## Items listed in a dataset
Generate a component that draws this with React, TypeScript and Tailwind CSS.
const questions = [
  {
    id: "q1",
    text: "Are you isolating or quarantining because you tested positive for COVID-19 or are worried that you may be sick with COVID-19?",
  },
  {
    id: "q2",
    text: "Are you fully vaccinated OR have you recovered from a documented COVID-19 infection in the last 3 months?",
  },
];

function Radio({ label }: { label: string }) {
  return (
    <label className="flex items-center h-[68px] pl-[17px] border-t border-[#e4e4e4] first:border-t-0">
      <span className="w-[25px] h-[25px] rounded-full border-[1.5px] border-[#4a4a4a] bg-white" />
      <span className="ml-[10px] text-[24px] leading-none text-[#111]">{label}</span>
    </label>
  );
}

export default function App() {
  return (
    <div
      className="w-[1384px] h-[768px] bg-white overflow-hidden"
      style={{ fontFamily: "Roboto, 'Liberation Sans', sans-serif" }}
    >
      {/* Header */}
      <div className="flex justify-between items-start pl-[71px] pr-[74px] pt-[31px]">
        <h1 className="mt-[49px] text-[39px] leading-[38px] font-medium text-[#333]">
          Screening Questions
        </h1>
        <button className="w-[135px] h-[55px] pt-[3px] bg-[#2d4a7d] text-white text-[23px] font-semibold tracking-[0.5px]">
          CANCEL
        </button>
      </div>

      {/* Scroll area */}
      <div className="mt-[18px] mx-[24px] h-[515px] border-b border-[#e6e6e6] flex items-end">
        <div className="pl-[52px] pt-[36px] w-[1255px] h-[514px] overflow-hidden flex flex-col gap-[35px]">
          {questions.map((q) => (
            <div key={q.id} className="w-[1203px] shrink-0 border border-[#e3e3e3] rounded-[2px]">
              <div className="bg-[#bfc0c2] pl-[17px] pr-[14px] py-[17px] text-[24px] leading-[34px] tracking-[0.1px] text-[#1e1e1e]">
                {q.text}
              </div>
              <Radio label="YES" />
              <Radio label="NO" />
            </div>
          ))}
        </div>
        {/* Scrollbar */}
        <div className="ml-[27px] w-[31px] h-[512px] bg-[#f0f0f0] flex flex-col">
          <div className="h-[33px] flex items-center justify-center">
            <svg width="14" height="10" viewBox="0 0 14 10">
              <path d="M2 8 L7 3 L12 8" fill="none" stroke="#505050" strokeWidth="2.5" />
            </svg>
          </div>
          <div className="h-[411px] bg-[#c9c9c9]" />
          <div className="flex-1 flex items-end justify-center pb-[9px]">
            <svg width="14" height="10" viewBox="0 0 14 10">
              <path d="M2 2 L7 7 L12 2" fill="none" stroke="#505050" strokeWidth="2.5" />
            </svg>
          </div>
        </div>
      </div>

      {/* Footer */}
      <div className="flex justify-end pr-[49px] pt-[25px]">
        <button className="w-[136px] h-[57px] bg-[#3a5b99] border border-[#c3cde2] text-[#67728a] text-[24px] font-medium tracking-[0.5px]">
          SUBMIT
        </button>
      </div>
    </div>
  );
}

...

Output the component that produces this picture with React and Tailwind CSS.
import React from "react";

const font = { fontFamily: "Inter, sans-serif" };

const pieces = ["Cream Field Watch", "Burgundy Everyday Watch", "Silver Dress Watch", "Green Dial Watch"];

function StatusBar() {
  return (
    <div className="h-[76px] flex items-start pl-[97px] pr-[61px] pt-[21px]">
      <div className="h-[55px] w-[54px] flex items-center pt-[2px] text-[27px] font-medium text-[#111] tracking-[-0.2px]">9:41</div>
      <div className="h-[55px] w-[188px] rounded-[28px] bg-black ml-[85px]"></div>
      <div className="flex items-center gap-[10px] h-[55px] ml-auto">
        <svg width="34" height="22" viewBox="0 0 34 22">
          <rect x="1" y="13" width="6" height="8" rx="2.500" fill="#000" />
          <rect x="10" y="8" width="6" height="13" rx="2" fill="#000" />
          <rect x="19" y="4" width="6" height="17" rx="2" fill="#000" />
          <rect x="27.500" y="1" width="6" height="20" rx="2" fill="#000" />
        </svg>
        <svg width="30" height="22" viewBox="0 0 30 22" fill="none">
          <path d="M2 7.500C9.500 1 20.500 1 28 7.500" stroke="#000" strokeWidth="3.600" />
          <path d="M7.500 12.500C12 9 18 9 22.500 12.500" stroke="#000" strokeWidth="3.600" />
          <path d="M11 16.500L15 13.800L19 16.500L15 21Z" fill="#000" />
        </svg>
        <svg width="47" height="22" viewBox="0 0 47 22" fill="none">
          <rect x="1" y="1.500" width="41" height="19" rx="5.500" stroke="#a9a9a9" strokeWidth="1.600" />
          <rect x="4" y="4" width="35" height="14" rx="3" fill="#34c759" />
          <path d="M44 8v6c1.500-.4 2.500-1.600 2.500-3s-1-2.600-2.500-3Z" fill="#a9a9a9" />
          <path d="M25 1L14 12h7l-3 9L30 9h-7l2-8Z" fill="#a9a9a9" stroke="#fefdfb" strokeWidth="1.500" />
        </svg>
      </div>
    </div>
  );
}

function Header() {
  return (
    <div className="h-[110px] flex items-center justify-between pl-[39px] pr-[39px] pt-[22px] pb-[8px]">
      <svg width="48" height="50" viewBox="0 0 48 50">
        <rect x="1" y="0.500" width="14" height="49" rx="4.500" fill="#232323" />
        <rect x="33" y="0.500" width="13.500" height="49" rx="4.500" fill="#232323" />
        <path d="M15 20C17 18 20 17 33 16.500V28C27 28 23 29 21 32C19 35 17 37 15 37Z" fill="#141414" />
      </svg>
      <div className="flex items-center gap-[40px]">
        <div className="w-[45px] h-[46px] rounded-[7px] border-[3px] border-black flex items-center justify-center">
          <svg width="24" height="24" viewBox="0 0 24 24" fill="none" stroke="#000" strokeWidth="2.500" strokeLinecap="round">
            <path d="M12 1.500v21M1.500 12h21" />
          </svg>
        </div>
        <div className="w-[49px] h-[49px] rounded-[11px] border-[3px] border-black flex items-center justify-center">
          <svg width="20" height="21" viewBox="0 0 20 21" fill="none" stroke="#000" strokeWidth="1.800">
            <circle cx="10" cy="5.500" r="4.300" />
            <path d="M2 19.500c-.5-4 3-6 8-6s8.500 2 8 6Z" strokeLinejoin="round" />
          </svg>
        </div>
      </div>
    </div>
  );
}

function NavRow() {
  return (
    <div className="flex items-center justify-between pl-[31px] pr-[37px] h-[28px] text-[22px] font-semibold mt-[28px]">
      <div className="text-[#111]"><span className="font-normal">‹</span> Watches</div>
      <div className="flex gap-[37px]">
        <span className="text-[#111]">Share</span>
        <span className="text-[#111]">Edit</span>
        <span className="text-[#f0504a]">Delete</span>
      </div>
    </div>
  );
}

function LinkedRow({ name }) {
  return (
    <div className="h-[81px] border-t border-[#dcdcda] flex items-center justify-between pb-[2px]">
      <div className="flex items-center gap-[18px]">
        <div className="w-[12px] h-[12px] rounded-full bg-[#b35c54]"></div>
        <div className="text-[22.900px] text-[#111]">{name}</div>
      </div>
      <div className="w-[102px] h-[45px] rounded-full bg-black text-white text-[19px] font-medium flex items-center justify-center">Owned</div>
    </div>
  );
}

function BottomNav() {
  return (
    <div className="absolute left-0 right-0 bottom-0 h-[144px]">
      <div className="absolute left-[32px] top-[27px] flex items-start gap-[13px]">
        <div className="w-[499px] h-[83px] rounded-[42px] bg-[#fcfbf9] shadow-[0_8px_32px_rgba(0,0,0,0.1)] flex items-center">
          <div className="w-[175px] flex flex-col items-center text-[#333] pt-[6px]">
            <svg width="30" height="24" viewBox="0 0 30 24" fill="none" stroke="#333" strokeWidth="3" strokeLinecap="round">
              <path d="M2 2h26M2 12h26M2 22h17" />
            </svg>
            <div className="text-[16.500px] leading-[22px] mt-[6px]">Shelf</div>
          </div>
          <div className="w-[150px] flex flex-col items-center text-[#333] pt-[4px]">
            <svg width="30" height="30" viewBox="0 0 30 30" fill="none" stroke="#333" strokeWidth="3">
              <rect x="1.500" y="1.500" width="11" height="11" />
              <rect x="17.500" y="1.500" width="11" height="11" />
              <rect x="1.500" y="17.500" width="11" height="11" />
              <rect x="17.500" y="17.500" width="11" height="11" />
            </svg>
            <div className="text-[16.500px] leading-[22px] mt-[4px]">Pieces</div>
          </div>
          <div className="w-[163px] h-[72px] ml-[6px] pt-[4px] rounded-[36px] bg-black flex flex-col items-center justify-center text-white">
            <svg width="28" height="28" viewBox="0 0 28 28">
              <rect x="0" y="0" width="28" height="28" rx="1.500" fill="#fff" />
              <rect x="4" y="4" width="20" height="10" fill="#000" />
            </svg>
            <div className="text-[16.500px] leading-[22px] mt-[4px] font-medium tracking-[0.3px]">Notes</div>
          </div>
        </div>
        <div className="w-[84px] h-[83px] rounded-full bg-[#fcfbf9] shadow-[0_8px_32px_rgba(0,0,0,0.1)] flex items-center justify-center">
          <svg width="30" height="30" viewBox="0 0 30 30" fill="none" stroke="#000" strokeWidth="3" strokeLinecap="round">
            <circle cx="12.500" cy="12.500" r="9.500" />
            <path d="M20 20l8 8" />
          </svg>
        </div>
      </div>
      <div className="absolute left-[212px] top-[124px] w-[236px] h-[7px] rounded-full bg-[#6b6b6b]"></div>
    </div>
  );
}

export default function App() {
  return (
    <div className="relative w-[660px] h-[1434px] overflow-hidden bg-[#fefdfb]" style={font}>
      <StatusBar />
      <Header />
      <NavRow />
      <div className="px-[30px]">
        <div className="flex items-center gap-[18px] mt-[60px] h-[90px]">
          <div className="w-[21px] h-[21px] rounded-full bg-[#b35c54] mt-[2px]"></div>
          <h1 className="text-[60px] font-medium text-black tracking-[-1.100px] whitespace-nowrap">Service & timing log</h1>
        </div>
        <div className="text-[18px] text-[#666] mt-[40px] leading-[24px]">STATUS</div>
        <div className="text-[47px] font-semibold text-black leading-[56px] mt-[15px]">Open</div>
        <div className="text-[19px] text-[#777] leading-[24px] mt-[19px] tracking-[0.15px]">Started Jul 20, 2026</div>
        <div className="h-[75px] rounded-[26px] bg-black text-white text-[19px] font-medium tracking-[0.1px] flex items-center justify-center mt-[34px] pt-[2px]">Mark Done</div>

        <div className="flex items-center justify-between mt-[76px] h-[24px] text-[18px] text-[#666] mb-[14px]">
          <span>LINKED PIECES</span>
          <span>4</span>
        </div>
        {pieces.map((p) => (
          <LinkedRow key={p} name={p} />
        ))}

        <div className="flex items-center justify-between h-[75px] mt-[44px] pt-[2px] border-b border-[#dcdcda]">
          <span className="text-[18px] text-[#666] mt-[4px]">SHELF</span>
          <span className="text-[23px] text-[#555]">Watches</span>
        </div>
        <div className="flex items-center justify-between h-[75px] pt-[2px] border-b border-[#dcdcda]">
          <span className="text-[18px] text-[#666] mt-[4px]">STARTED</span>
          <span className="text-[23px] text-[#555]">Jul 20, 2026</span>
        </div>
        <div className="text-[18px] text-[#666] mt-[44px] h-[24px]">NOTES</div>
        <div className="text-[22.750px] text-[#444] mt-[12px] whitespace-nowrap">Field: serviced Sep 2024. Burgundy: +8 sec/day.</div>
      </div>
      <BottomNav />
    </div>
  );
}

## OBJECTIVE
Which lines in the data above contain "component"? Show each one.

## EXPECTED OUTPUT
Generate a component that draws this with React, TypeScript and Tailwind CSS.
Output the component that produces this picture with React and Tailwind CSS.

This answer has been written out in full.